There is no higher priority for FINRA than protecting senior investors from financial exploitation. Thus, every year we bring dozens of enforcement actions against brokers who harm senior investors, either through fraud schemes, conversion, churning of accounts, or otherwise. In this post, I want to highlight one pattern we have seen with increasing frequency in which certain brokers have exploited their senior customers.
Let me start with an example. FINRA received a referral involving a representative who served as the broker of record for a brokerage account held by a senior, retired widow. During the relevant events, the customer was 81 years old and in declining physical and mental health; she required near full-time care for a variety of physical ailments and had been diagnosed with Alzheimer’s disease and dementia. At that time, the broker drove the customer to a local estate planning attorney, and asked the attorney to amend the customer’s will to name the broker a beneficiary of the customer’s estate. However, when a consulting neuropsychologist evaluated the customer and found that she was not competent, the attorney refused to amend the will. The broker then took the customer to his personal attorney, who amended the customer’s will and named the broker a beneficiary, entitling him to receive more than $1.4 million. After an investigation, FINRA charged the broker with acting unethically by procuring his appointment as beneficiary when he knew that the customer lacked the mental capacity to make such an appointment. Ultimately, the broker was barred from associating with a FINRA member.
More and more, FINRA has been confronting similar fact patterns—i.e., brokers appointed beneficiaries, executors or trustees, or holding a similar position for customers. At best these arrangements present potential conflicts of interest, at worst they provide the opportunity for massive financial exploitation of (often) vulnerable senior customers. And these are not easy cases. Sadly, these matters often do not come to FINRA’s attention until after the customer has died or, if living, is unable to clearly recall relevant events. In those situations, it is difficult for staff to test a broker’s purported innocent explanation for such bequests.

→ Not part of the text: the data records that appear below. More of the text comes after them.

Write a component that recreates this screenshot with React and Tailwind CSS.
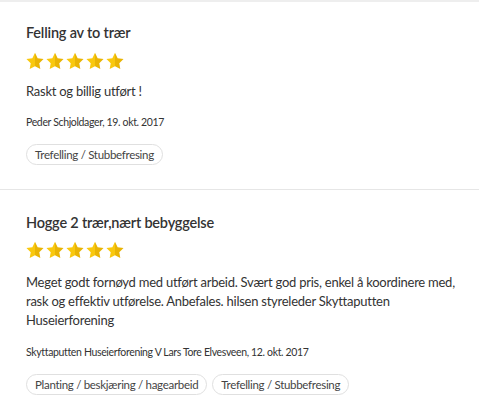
import React from "react";

const reviews = [
  {
    title: "Felling av to trær",
    text: "Raskt og billig utført !",
    author: "Peder Schjoldager, 19. okt. 2017",
    tags: ["Trefelling / Stubbefresing"],
  },
  {
    title: "Hogge 2 trær,nært bebyggelse",
    text: "Meget godt fornøyd med utført arbeid. Svært god pris, enkel å koordinere med, rask og effektiv utførelse. Anbefales. hilsen styreleder Skyttaputten Huseierforening",
    author: "Skyttaputten Huseierforening V Lars Tore Elvesveen, 12. okt. 2017",
    tags: ["Planting / beskjæring / hagearbeid", "Trefelling / Stubbefresing"],
  },
];

const Star = ({ id }) => (
  <svg width="18" height="18" viewBox="0 0 24 23">
    <defs>
      <linearGradient id={id} x1="0" y1="0" x2="1" y2="0">
        <stop offset="50%" stopColor="#f9c80e" />
        <stop offset="50%" stopColor="#e9b404" />
      </linearGradient>
    </defs>
    <path
      d="M12 0.6l3.5 7.2 7.9 1.1-5.7 5.5 1.4 7.8L12 18.5 4.9 22.2l1.4-7.8L0.6 8.9l7.9-1.1z"
      fill={`url(#${id})`}
    />
  </svg>
);

const Review = ({ r, idx, first }) => (
  <div className={first ? "pl-[26px] pr-[20px] pt-[21px] pb-[24px]" : "pl-[26px] pr-[20px] pt-[23px] pb-[24px]"}>
    <h3 className="text-[14.5px] font-semibold tracking-[-0.2px] text-[#333] leading-[20px]">{r.title}</h3>
    <div className={first ? "flex gap-[2px] mt-[9px]" : "flex gap-[2px] mt-[8px]"}>
      {[0, 1, 2, 3, 4].map((i) => (
        <Star key={i} id={`g${idx}-${i}`} />
      ))}
    </div>
    <p
      className={
        first
          ? "text-[13px] tracking-[-0.25px] text-[#333] leading-[18px] mt-[12px]"
          : "text-[13px] tracking-[-0.25px] text-[#333] leading-[19px] mt-[14px]"
      }
    >
      {r.text}
    </p>
    <p className="text-[10.5px] tracking-[-0.35px] text-[#333] leading-[14px] mt-[15px]">{r.author}</p>
    <div className="flex gap-[5px] mt-[15px]">
      {r.tags.map((t) => (
        <span
          key={t}
          className="border border-[#e0e0e0] rounded-full px-[8px] h-[21px] flex items-center text-[11.5px] tracking-[-0.3px] text-[#444]"
        >
          {t}
        </span>
      ))}
    </div>
  </div>
);

export default function App() {
  return (
    <div className="bg-white min-h-screen border-t-2 border-[#eeeeee] font-['Lato',sans-serif]">
      {reviews.map((r, i) => (
        <div key={i} className={i > 0 ? "border-t border-[#e6e6e6]" : ""}>
          <Review r={r} idx={i} first={i === 0} />
        </div>
      ))}
    </div>
  );
}
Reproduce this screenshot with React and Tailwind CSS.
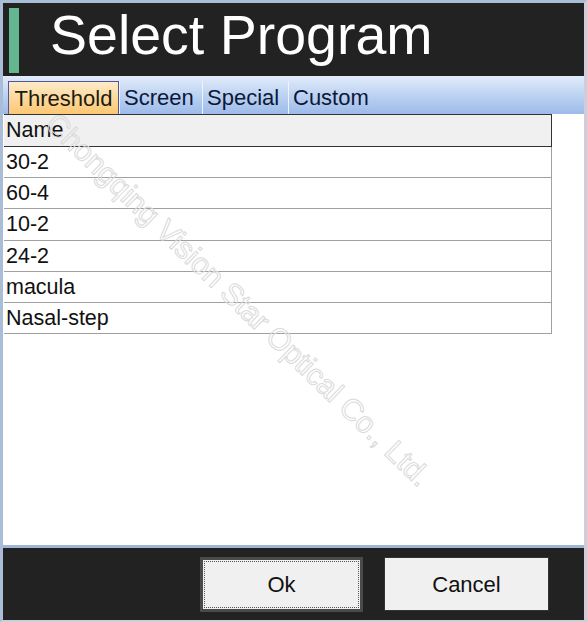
const programs = ['30-2', '60-4', '10-2', '24-2', 'macula', 'Nasal-step'];

const tabs = [
  { label: 'Threshold', width: 'w-[111px]', active: true },
  { label: 'Screen', width: 'w-[83px]' },
  { label: 'Special', width: 'w-[86px]' },
  { label: 'Custom', width: 'w-[88px]' },
];

export default function App() {
  return (
    <div className="relative flex h-[622px] w-[587px] flex-col overflow-hidden border-t-[3px] border-l-[3px] border-r-[3px] border-b-[2px] border-t-[#a9bdd6] border-l-[#a9bdd6] border-r-[#c9d0da] border-b-[#c9d0da] bg-white font-['Liberation_Sans',Arial,sans-serif]">
      {/* title bar */}
      <div className="flex h-[73px] shrink-0 items-start bg-[#222222] pl-[6px] pt-[5px]">
        <div className="h-[65px] w-[10px] bg-[#62b690]" />
        <h1 className="ml-[31px] text-[55.5px] leading-none text-white">Select Program</h1>
      </div>

      {/* tab strip */}
      <div className="flex h-[38px] shrink-0 items-end bg-[linear-gradient(180deg,#e2ecfb,#b9d0f1_55%,#9dbbe9)] pl-[5px]">
        {tabs.map((tab) =>
          tab.active ? (
            <div
              key={tab.label}
              className={`${tab.width} flex h-[33px] items-center justify-center border border-b-0 border-[#54549a] bg-[linear-gradient(180deg,#fdebc8,#fcd595_60%,#fbc772)] text-[22px] text-[#1e1a10]`}
            >
              {tab.label}
            </div>
          ) : (
            <div
              key={tab.label}
              className={`${tab.width} flex h-[33px] items-center border-l border-l-[#eef4fd] pl-[4px] text-[22px] text-[#0d1838]`}
            >
              {tab.label}
            </div>
          )
        )}
      </div>

      {/* list */}
      <div className="flex-1 pl-[1px]">
        <div className="w-[548px]">
          <div className="flex h-[33px] items-center border-y border-r border-[#333333] bg-[#f0f0f0] pl-[2px] text-[21.5px] text-[#111]">
            Name
          </div>
          {programs.map((p) => (
            <div
              key={p}
              className="flex h-[31.2px] items-center border-b border-r border-[#a0a0a0] pl-[2px] text-[21.5px] text-[#111]"
            >
              {p}
            </div>
          ))}
        </div>
      </div>

      {/* footer */}
      <div className="h-[3px] shrink-0 bg-[#9fb6d6]" />
      <div className="flex h-[72px] shrink-0 items-start justify-end gap-[21px] bg-[#222222] pr-[35px] pt-[9px]">
        <button className="h-[55px] w-[163px] border-[3px] border-[#4a4a4a] bg-[#f0f0f0] p-[1px] text-[22px] text-[#111]">
          <span className="flex h-full w-full items-center justify-center border border-dotted border-[#555]">
            Ok
          </span>
        </button>
        <button className="flex h-[54px] w-[165px] items-center justify-center border border-[#333] bg-[#f0f0f0] text-[22px] text-[#111]">
          Cancel
        </button>
      </div>

      {/* watermark */}
      <span className="pointer-events-none absolute left-[58px] top-[105px] origin-top-left rotate-[44deg] whitespace-nowrap text-[30px] leading-none text-transparent [-webkit-text-stroke:1px_#dadada]">
        Chongqing Vision Star Optical Co., Ltd.
      </span>
    </div>
  );
}
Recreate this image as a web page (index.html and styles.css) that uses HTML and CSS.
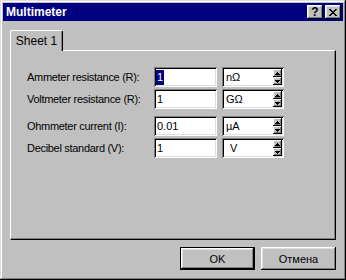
FILE: index.html
```html
<!DOCTYPE html>
<html lang="en">
<head>
  <meta charset="UTF-8" />
  <meta name="viewport" content="width=device-width, initial-scale=1.0" />
  <title>Multimeter</title>
  <link rel="stylesheet" href="styles.css">
</head>
<body>
  <div class="window">
    <div class="caption">
      <span class="caption-title">Multimeter</span>
      <div class="caption-btns">
        <button class="cap-btn help">?</button>
        <button class="cap-btn close">
          <svg width="8" height="7" viewBox="0 0 8 7" shape-rendering="crispEdges">
            <path d="M0 0h2v1H0zM6 0h2v1H6zM1 1h2v1H1zM5 1h2v1H5zM2 2h4v1H2zM3 3h2v1H3zM2 4h4v1H2zM1 5h2v1H1zM5 5h2v1H5zM0 6h2v1H0zM6 6h2v1H6z" fill="#000"/>
          </svg>
        </button>
      </div>
    </div>

    <div class="client">
      <div class="tabs">
        <div class="tab active">Sheet 1</div>
      </div>

      <div class="panel">
        <div class="fields">
          <div class="row">
            <label class="label">Ammeter resistance (R):</label>
            <div class="edit"><span class="sel">1</span></div>
            <div class="combo">
              <span class="combo-text">nΩ</span>
              <div class="spin">
                <div class="spin-btn"><svg width="5" height="3" viewBox="0 0 5 3" shape-rendering="crispEdges"><path d="M2 0h1v1H2zM1 1h3v1H1zM0 2h5v1H0z"/></svg></div>
                <div class="spin-btn"><svg width="5" height="3" viewBox="0 0 5 3" shape-rendering="crispEdges"><path d="M0 0h5v1H0zM1 1h3v1H1zM2 2h1v1H2z"/></svg></div>
              </div>
            </div>
          </div>

          <div class="row">
            <label class="label">Voltmeter resistance (R):</label>
            <div class="edit">1</div>
            <div class="combo">
              <span class="combo-text">GΩ</span>
              <div class="spin">
                <div class="spin-btn"><svg width="5" height="3" viewBox="0 0 5 3" shape-rendering="crispEdges"><path d="M2 0h1v1H2zM1 1h3v1H1zM0 2h5v1H0z"/></svg></div>
                <div class="spin-btn"><svg width="5" height="3" viewBox="0 0 5 3" shape-rendering="crispEdges"><path d="M0 0h5v1H0zM1 1h3v1H1zM2 2h1v1H2z"/></svg></div>
              </div>
            </div>
          </div>

          <div class="row group">
            <label class="label">Ohmmeter current (I):</label>
            <div class="edit">0.01</div>
            <div class="combo">
              <span class="combo-text">µA</span>
              <div class="spin">
                <div class="spin-btn"><svg width="5" height="3" viewBox="0 0 5 3" shape-rendering="crispEdges"><path d="M2 0h1v1H2zM1 1h3v1H1zM0 2h5v1H0z"/></svg></div>
                <div class="spin-btn"><svg width="5" height="3" viewBox="0 0 5 3" shape-rendering="crispEdges"><path d="M0 0h5v1H0zM1 1h3v1H1zM2 2h1v1H2z"/></svg></div>
              </div>
            </div>
          </div>

          <div class="row">
            <label class="label">Decibel standard (V):</label>
            <div class="edit">1</div>
            <div class="combo">
              <span class="combo-text indent">V</span>
              <div class="spin">
                <div class="spin-btn"><svg width="5" height="3" viewBox="0 0 5 3" shape-rendering="crispEdges"><path d="M2 0h1v1H2zM1 1h3v1H1zM0 2h5v1H0z"/></svg></div>
                <div class="spin-btn"><svg width="5" height="3" viewBox="0 0 5 3" shape-rendering="crispEdges"><path d="M0 0h5v1H0zM1 1h3v1H1zM2 2h1v1H2z"/></svg></div>
              </div>
            </div>
          </div>
        </div>
      </div>

      <div class="buttons">
        <button class="btn default">OK</button>
        <button class="btn">Отмена</button>
      </div>
    </div>
  </div>
</body>
</html>
```

FILE: styles.css
```css
body {
  margin: 0;
  background-color: #c0c0c0;
  font-family: "Liberation Sans", Arial, sans-serif;
  font-size: 11px;
  color: #000;
}

.window {
  width: 346px;
  height: 280px;
  box-sizing: border-box;
  padding: 3px;
  background-color: #c0c0c0;
  box-shadow: inset -1px -1px #000, inset 1px 1px #dfdfdf,
              inset -2px -2px #808080, inset 2px 2px #fff;
  display: flex;
  flex-direction: column;
}

.caption {
  height: 18px;
  flex-shrink: 0;
  margin-bottom: 1px;
  background-color: #000080;
  color: #fff;
  display: flex;
  align-items: center;
  padding-left: 3px;
}

.caption-title {
  font-weight: bold;
  font-size: 12px;
}

.caption-btns {
  margin-left: auto;
  margin-right: 2px;
  display: flex;
  gap: 2px;
}

.cap-btn {
  width: 16px;
  height: 14px;
  padding: 0;
  border: none;
  background-color: #c0c0c0;
  box-shadow: inset -1px -1px #000, inset 1px 1px #fff,
              inset -2px -2px #808080, inset 2px 2px #dfdfdf;
  display: flex;
  align-items: center;
  justify-content: center;
  font-family: "Liberation Sans", Arial, sans-serif;
  font-weight: bold;
  font-size: 12px;
  line-height: 1;
}

.cap-btn.help {
  padding-bottom: 1px;
}

.client {
  flex: 1;
  display: flex;
  flex-direction: column;
  padding: 8px 7px 7px;
}

.tabs {
  display: flex;
  height: 20px;
  flex-shrink: 0;
}

.tab {
  position: relative;
  z-index: 1;
  width: 53px;
  height: 21px;
  box-sizing: border-box;
  background-color: #c0c0c0;
  border-top: 1px solid #fff;
  border-left: 1px solid #fff;
  border-right: 1px solid #000;
  border-radius: 2px 2px 0 0;
  box-shadow: inset -1px 0 #808080;
  display: flex;
  align-items: center;
  justify-content: center;
  padding-bottom: 1px;
  font-size: 12px;
}

.panel {
  flex: 1;
  border: 1px solid;
  border-color: #fff #000 #000 #fff;
  box-shadow: inset -1px -1px #808080;
  padding: 16px 0 0 16px;
}

.fields {
  display: flex;
  flex-direction: column;
}

.row {
  display: flex;
  align-items: center;
  height: 20px;
}

.row + .row {
  margin-top: 2px;
}

.row.group {
  margin-top: 7px;
}

.label {
  width: 127px;
  letter-spacing: -0.3px;
}

.edit, .combo {
  height: 20px;
  box-sizing: border-box;
  background-color: #fff;
  box-shadow: inset 1px 1px #808080, inset -1px -1px #fff,
              inset 2px 2px #000, inset -2px -2px #dfdfdf;
}

.edit {
  width: 63px;
  padding: 2px 3px 2px 3px;
  line-height: 16px;
  margin-right: 5px;
}

.sel {
  display: inline-block;
  background-color: #000080;
  color: #fff;
  line-height: 15px;
  padding: 0 1px;
  margin-left: -1px;
}

.combo {
  width: 62px;
  display: flex;
  padding: 2px;
}

.combo-text {
  flex: 1;
  padding-left: 2px;
  line-height: 16px;
}

.combo-text.indent {
  padding-left: 6px;
}

.spin {
  width: 9px;
  display: flex;
  flex-direction: column;
}

.spin-btn {
  flex: 1;
  background-color: #c0c0c0;
  box-shadow: inset -1px -1px #000, inset 1px 1px #fff,
              inset -2px -2px #808080;
  display: flex;
  align-items: center;
  justify-content: center;
}

.buttons {
  display: flex;
  justify-content: flex-end;
  gap: 6px;
  margin-top: 7px;
  flex-shrink: 0;
}

.btn {
  width: 75px;
  height: 23px;
  padding: 0;
  border: none;
  background-color: #c0c0c0;
  font-family: "Liberation Sans", Arial, sans-serif;
  font-size: 11px;
  color: #000;
  box-shadow: inset -1px -1px #000, inset 1px 1px #fff,
              inset -2px -2px #808080, inset 2px 2px #dfdfdf;
}

.btn.default {
  box-shadow: inset 0 0 0 1px #000,
              inset -2px -2px #000, inset 2px 2px #fff,
              inset -3px -3px #808080, inset 3px 3px #dfdfdf;
}
```
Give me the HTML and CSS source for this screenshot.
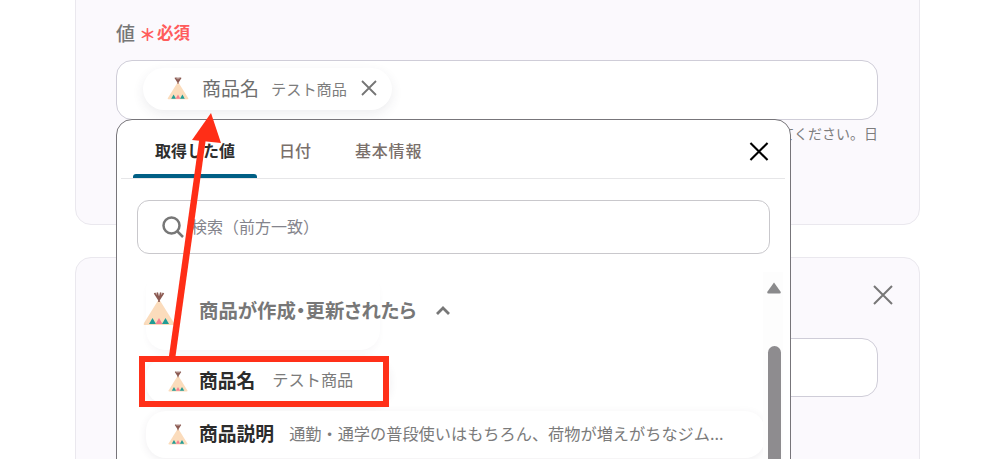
FILE: index.html
```html
<!DOCTYPE html>
<html lang="ja">
<head>
<meta charset="utf-8">
<title>値の設定</title>
<link rel="stylesheet" href="styles.css">
</head>
<body>
<svg class="defs" width="0" height="0" aria-hidden="true">
  <symbol id="tipi" viewBox="0 0 32 34">
    <path d="M16 7 L31 31 Q32 33 30 33 L2 33 Q0 33 1 31 Z" fill="#fbdcbc"/>
    <path d="M16 10 L16 5 M16 8 L11.500 1 M16 8 L20.500 1 M15.500 6 L14.200 0.500 M16.500 6 L17.800 0.500" stroke="#8b5a52" stroke-width="1.700" fill="none"/>
    <path d="M6 32 L9.500 26 L13 32 Z" fill="#1f9c96"/>
    <path d="M12.500 32 L16 26 L19.500 32 Z" fill="#f77f8e"/>
    <path d="M19 32 L22.500 26 L26 32 Z" fill="#1f9c96"/>
  </symbol>
</svg>
<div class="stage">
  <div class="cards">
    <section class="card card-first">
      <div class="label-row">
        <span class="label">値</span>
        <span class="asterisk">＊</span>
        <span class="required">必須</span>
      </div>
      <div class="field">
        <div class="chip">
          <svg class="chip-icon"><use href="#tipi"/></svg>
          <span class="chip-name">商品名</span>
          <span class="chip-value">テスト商品</span>
          <svg class="chip-x" viewBox="0 0 16 16"><path d="M1 1 L15 15 M15 1 L1 15"/></svg>
        </div>
      </div>
      <p class="help">てください。日</p>
    </section>
    <section class="card card-second">
      <svg class="card-x" viewBox="0 0 20 20"><path d="M1 1 L19 19 M19 1 L1 19"/></svg>
      <div class="field field-second"></div>
    </section>
  </div>

  <div class="popup">
    <div class="tabs">
      <span class="tab tab-active">取得した値</span>
      <span class="tab">日付</span>
      <span class="tab">基本情報</span>
      <svg class="popup-x" viewBox="0 0 20 20"><path d="M1 1 L19 19 M19 1 L1 19"/></svg>
    </div>
    <div class="search">
      <svg class="search-icon" viewBox="0 0 22 22"><circle cx="9.500" cy="9.500" r="8"/><path d="M15.500 15.500 L21 21"/></svg>
      <span class="search-text">検索（前方一致）</span>
    </div>
    <div class="list">
      <div class="scrollbar">
        <svg class="scroll-up" viewBox="0 0 14 12"><path d="M7 0.500 L13.800 10 Q14 11.500 12.500 11.500 L1.500 11.500 Q0 11.500 0.200 10 Z"/></svg>
        <div class="scroll-thumb"></div>
      </div>
      <div class="group">
        <svg class="group-icon"><use href="#tipi"/></svg>
        <span class="group-title">商品が作成・更新されたら</span>
        <svg class="chevron" viewBox="0 0 16 11"><path d="M2 9 L8 3 L14 9"/></svg>
      </div>
      <div class="row row-first">
        <svg class="row-icon"><use href="#tipi"/></svg>
        <span class="row-name">商品名</span>
        <span class="row-value">テスト商品</span>
      </div>
      <div class="row">
        <svg class="row-icon"><use href="#tipi"/></svg>
        <span class="row-name">商品説明</span>
        <span class="row-value row-desc">通勤・通学の普段使いはもちろん、荷物が増えがちなジム...</span>
      </div>
    </div>
  </div>

  <div class="highlight"></div>
  <svg class="arrow" viewBox="0 0 997 459">
    <path d="M172 358 L203 136" stroke="#ff2e17" stroke-width="6.500" fill="none"/>
    <path d="M211 113 L221 143 L192 140 Z" fill="#ff2e17"/>
  </svg>
</div>
</body>
</html>
```
FILE: styles.css
```css
* { box-sizing: border-box; }
html, body { margin: 0; padding: 0; background: #fff; }
body { font-family: "Noto Sans CJK JP", "Noto Sans", sans-serif; color: #777; }
.defs { position: absolute; }
.stage { position: relative; width: 997px; height: 459px; overflow: hidden; }

.cards { display: flex; flex-direction: column; gap: 32px; margin-top: -20px; padding: 0 77px 0 75px; }
.card { position: relative; background: #fbf9fd; border: 1px solid #eae8ee; border-radius: 16px; padding: 0 41px 0 40px; }
.card-first { height: 245px; padding-top: 36px; }
.card-second { height: 260px; padding-top: 80px; }

.label-row { display: flex; align-items: center; height: 30px; margin-bottom: 13px; }
.label { font-size: 19px; color: #777; font-weight: 500; }
.asterisk { font-size: 17px; line-height: 20px; color: #ff5c5c; margin: 3px 0 0 4px; font-weight: 700; }
.required { font-size: 16.500px; color: #ff5c5c; margin-left: 1px; font-weight: 700; }

.field { height: 60px; background: #fff; border: 1px solid #cfcdd8; border-radius: 16px; padding: 7px 0 0 26px; }
.field-second { height: 59px; }
.chip { display: inline-flex; align-items: center; height: 42px; width: 249px; background: #fff; border-radius: 21px; box-shadow: 0 4px 12px rgba(60, 50, 80, .09); padding-left: 24px; }
.chip-icon { width: 22px; height: 23px; flex: none; margin-top: -2px; }
.chip-name { font-size: 19px; color: #6f6f6f; margin: -3px 0 0 13px; font-weight: 400; }
.chip-value { font-size: 15.200px; color: #7d7d7d; margin: -3px 0 0 12px; }
.chip-x { width: 16px; height: 16px; margin: -2px 0 0 14px; }
.chip-x path { stroke: #757575; stroke-width: 1.800; fill: none; }
.help { margin: 3px 0 0; text-align: right; font-size: 14px; line-height: 20px; color: #7d7d7d; }
.card-x { position: absolute; top: 27px; left: 797px; width: 20px; height: 20px; }
.card-x path { stroke: #777; stroke-width: 2; fill: none; }

.popup { position: absolute; left: 116px; top: 119px; width: 675px; height: 360px; background: #fff; border: 1px solid #77757a; border-radius: 16px; }
.tabs { position: relative; display: flex; height: 59px; margin: 0 5px 0 4px; border-bottom: 1px solid #e6e6e8; padding-left: 12px; }
.tab { font-size: 16px; line-height: 22px; padding: 19px 22px 0; color: #7a6f6a; font-weight: 500; }
.tab:last-of-type { letter-spacing: .8px; }
.tab-active { position: relative; color: #2e2e2e; width: 124px; padding-left: 22px; font-weight: 700; }
.tab-active::after { content: ""; position: absolute; left: 0; right: 0; bottom: 0; height: 4px; background: #005f85; border-radius: 3px 3px 0 0; }
.popup-x { position: absolute; left: 628px; top: 22px; width: 20px; height: 19px; }
.popup-x path { stroke: #000; stroke-width: 2.200; fill: none; }

.search { display: flex; align-items: center; height: 54px; margin: 21px 20px 0; width: 633px; border: 1px solid #c9c8cc; border-radius: 12px; padding: 0 0 2px 24px; }
.search-icon { width: 22px; height: 22px; flex: none; margin-top: 2px; }
.search-icon circle, .search-icon path { stroke: #777; stroke-width: 2.500; fill: none; }
.search-text { font-size: 16px; color: #84848c; margin-left: 7px; }

.list { position: relative; padding-top: 37px; }
.scrollbar { position: absolute; left: 646px; top: 18px; width: 20px; height: 240px; background: #fdfdfd; padding-left: 4px; }
.scroll-up { display: block; width: 14px; height: 12px; margin: 10px 0 0 0; }
.scroll-up path { fill: #8a8a8c; }
.scroll-thumb { width: 13px; height: 200px; margin: 52px 0 0 1px; background: #8e8c8f; border-radius: 7px; }

.group { position: relative; display: flex; align-items: center; height: 36px; padding-left: 26px; }
.group::after { content: ""; position: absolute; left: 29px; top: -20px; width: 234px; height: 79px; border-radius: 20px; box-shadow: 0 5px 8px -3px rgba(60, 50, 80, .06); }
.group-icon { width: 32px; height: 34px; flex: none; }
.group-title { font-size: 19.400px; font-weight: 700; color: #777; margin-left: 24px; font-feature-settings: "palt"; }
.chevron { width: 16px; height: 11px; margin-left: 19px; margin-top: 2px; }
.chevron path { stroke: #777; stroke-width: 2.800; fill: none; }

.row { display: flex; align-items: center; height: 47px; margin: 0 0 0 29px; width: 619px; background: #fff; border-radius: 20px; box-shadow: 0 2px 8px rgba(60, 50, 80, .08); padding: 0 0 0 22px; }
.row-first { margin-top: 31px; margin-bottom: 7px; height: 46px; width: 244px; }
.row-icon { width: 20px; height: 21px; flex: none; }
.row-name { font-size: 18.800px; font-weight: 700; color: #2c2c2c; margin: -4px 0 0 11px; }
.row-value { font-size: 16.200px; color: #7b7b7b; margin: -4px 0 0 17px; white-space: nowrap; }
.row-desc { margin-left: 15px; }

.highlight { position: absolute; left: 139px; top: 356px; width: 250px; height: 51px; border: 6px solid #ff3019; }
.arrow { position: absolute; left: 0; top: 0; width: 997px; height: 459px; }
```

Recently, FINRA proposed a new rule limiting the circumstances under which a broker may be named a customer’s beneficiary, executor, or trustee or hold a power of attorney for a customer (see Regulatory Notice 19-36). If approved, this rule will create a new national standard to better protect investors. In the meantime, I encourage member firms to closely scrutinize a broker’s request to be named a customer’s beneficiary, executor or trustee or to hold a power of attorney for a customer. And when circumstances suggest that customers have been taken advantage of or that such an appointment was procured through unethical means, FINRA will continue to act aggressively to sanction the wrongdoers and protect senior investors.